** start Recorded data **
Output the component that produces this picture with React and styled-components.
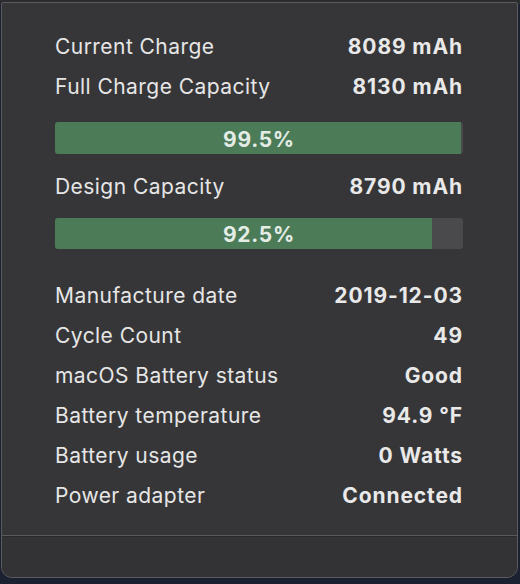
import React from "react";
import styled, { createGlobalStyle } from "styled-components";

const GlobalStyle = createGlobalStyle`
  html, body {
    margin: 0;
    padding: 0;
    background: #1b2130;
  }
  body {
    font-family: Inter, "Noto Sans", "Liberation Sans", sans-serif;
    -webkit-font-smoothing: antialiased;
  }
`;

const Page = styled.div`
  width: 520px;
  height: 584px;
  padding: 2px 2px 0 1px;
  box-sizing: border-box;
  background: linear-gradient(#2c2c2e 0 4px, #1b2130 4px);
`;

const Window = styled.div`
  height: 576px;
  box-sizing: border-box;
  display: flex;
  flex-direction: column;
  background: #363638;
  border: 1px solid #5b5b5d;
  border-radius: 2px 2px 11px 11px;
  overflow: hidden;
`;

const Content = styled.div`
  flex: 1;
  padding: 23px 54px 0 53px;
  display: flex;
  flex-direction: column;
`;

const Row = styled.div`
  height: 40px;
  display: flex;
  align-items: center;
  justify-content: space-between;
  font-size: 21px;
  color: #e6e6e6;
`;

const Label = styled.span`
  font-weight: 400;
  letter-spacing: 0.45px;
`;

const Value = styled.span`
  font-weight: 700;
  color: #e9e9e9;
  letter-spacing: 0.9px;
`;

const Bar = styled.div`
  position: relative;
  height: ${(p) => p.$h}px;
  margin: ${(p) => p.$m};
  background: #4a4a4c;
  border-radius: 3px;
  overflow: hidden;
`;

const Fill = styled.div`
  height: 100%;
  background: #4b7b57;
`;

const BarText = styled.span`
  position: absolute;
  inset: 0;
  display: flex;
  align-items: center;
  justify-content: center;
  font-size: 21px;
  font-weight: 700;
  letter-spacing: 0.7px;
  color: #e4ece6;
  padding-top: 2px;
`;

const Gap = styled.div`
  height: ${(p) => p.$h}px;
`;

const Footer = styled.div`
  height: 41px;
  border-top: 1px solid #5a5a5c;
  box-shadow: inset 0 1px 0 #2a2a2c;
  background: #333335;
`;

const details = [
  ["Manufacture date", "2019-12-03"],
  ["Cycle Count", "49"],
  ["macOS Battery status", "Good"],
  ["Battery temperature", "94.9 °F"],
  ["Battery usage", "0 Watts"],
  ["Power adapter", "Connected"],
];

function ProgressBar({ pct, h, m }) {
  return (
    <Bar $h={h} $m={m}>
      <Fill style={{ width: `${pct}%` }} />
      <BarText>{pct}%</BarText>
    </Bar>
  );
}

export default function App() {
  return (
    <>
      <GlobalStyle />
      <Page>
        <Window>
          <Content>
            <Row>
              <Label>Current Charge</Label>
              <Value>8089 mAh</Value>
            </Row>
            <Row>
              <Label>Full Charge Capacity</Label>
              <Value>8130 mAh</Value>
            </Row>
            <ProgressBar pct={99.5} h={32} m="16px 0 12px" />
            <Row>
              <Label>Design Capacity</Label>
              <Value>8790 mAh</Value>
            </Row>
            <ProgressBar pct={92.5} h={31} m="12px 0 0" />
            <Gap $h={26} />
            {details.map(([label, value]) => (
              <Row key={label}>
                <Label>{label}</Label>
                <Value>{value}</Value>
              </Row>
            ))}
          </Content>
          <Footer />
        </Window>
      </Page>
    </>
  );
}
** end Recorded data **
Exercise: Using the material above, return every line exactly as it appears, minus the pictures.

The reply:
Output the component that produces this picture with React and styled-components.
import React from "react";
import styled, { createGlobalStyle } from "styled-components";

const GlobalStyle = createGlobalStyle`
  html, body {
    margin: 0;
    padding: 0;
    background: #1b2130;
  }
  body {
    font-family: Inter, "Noto Sans", "Liberation Sans", sans-serif;
    -webkit-font-smoothing: antialiased;
  }
`;

const Page = styled.div`
  width: 520px;
  height: 584px;
  padding: 2px 2px 0 1px;
  box-sizing: border-box;
  background: linear-gradient(#2c2c2e 0 4px, #1b2130 4px);
`;

const Window = styled.div`
  height: 576px;
  box-sizing: border-box;
  display: flex;
  flex-direction: column;
  background: #363638;
  border: 1px solid #5b5b5d;
  border-radius: 2px 2px 11px 11px;
  overflow: hidden;
`;

const Content = styled.div`
  flex: 1;
  padding: 23px 54px 0 53px;
  display: flex;
  flex-direction: column;
`;

const Row = styled.div`
  height: 40px;
  display: flex;
  align-items: center;
  justify-content: space-between;
  font-size: 21px;
  color: #e6e6e6;
`;

const Label = styled.span`
  font-weight: 400;
  letter-spacing: 0.45px;
`;

const Value = styled.span`
  font-weight: 700;
  color: #e9e9e9;
  letter-spacing: 0.9px;
`;

const Bar = styled.div`
  position: relative;
  height: ${(p) => p.$h}px;
  margin: ${(p) => p.$m};
  background: #4a4a4c;
  border-radius: 3px;
  overflow: hidden;
`;

const Fill = styled.div`
  height: 100%;
  background: #4b7b57;
`;

const BarText = styled.span`
  position: absolute;
  inset: 0;
  display: flex;
  align-items: center;
  justify-content: center;
  font-size: 21px;
  font-weight: 700;
  letter-spacing: 0.7px;
  color: #e4ece6;
  padding-top: 2px;
`;

const Gap = styled.div`
  height: ${(p) => p.$h}px;
`;

const Footer = styled.div`
  height: 41px;
  border-top: 1px solid #5a5a5c;
  box-shadow: inset 0 1px 0 #2a2a2c;
  background: #333335;
`;

const details = [
  ["Manufacture date", "2019-12-03"],
  ["Cycle Count", "49"],
  ["macOS Battery status", "Good"],
  ["Battery temperature", "94.9 °F"],
  ["Battery usage", "0 Watts"],
  ["Power adapter", "Connected"],
];

function ProgressBar({ pct, h, m }) {
  return (
    <Bar $h={h} $m={m}>
      <Fill style={{ width: `${pct}%` }} />
      <BarText>{pct}%</BarText>
    </Bar>
  );
}

export default function App() {
  return (
    <>
      <GlobalStyle />
      <Page>
        <Window>
          <Content>
            <Row>
              <Label>Current Charge</Label>
              <Value>8089 mAh</Value>
            </Row>
            <Row>
              <Label>Full Charge Capacity</Label>
              <Value>8130 mAh</Value>
            </Row>
            <ProgressBar pct={99.5} h={32} m="16px 0 12px" />
            <Row>
              <Label>Design Capacity</Label>
              <Value>8790 mAh</Value>
            </Row>
            <ProgressBar pct={92.5} h={31} m="12px 0 0" />
            <Gap $h={26} />
            {details.map(([label, value]) => (
              <Row key={label}>
                <Label>{label}</Label>
                <Value>{value}</Value>
              </Row>
            ))}
          </Content>
          <Footer />
        </Window>
      </Page>
    </>
  );
}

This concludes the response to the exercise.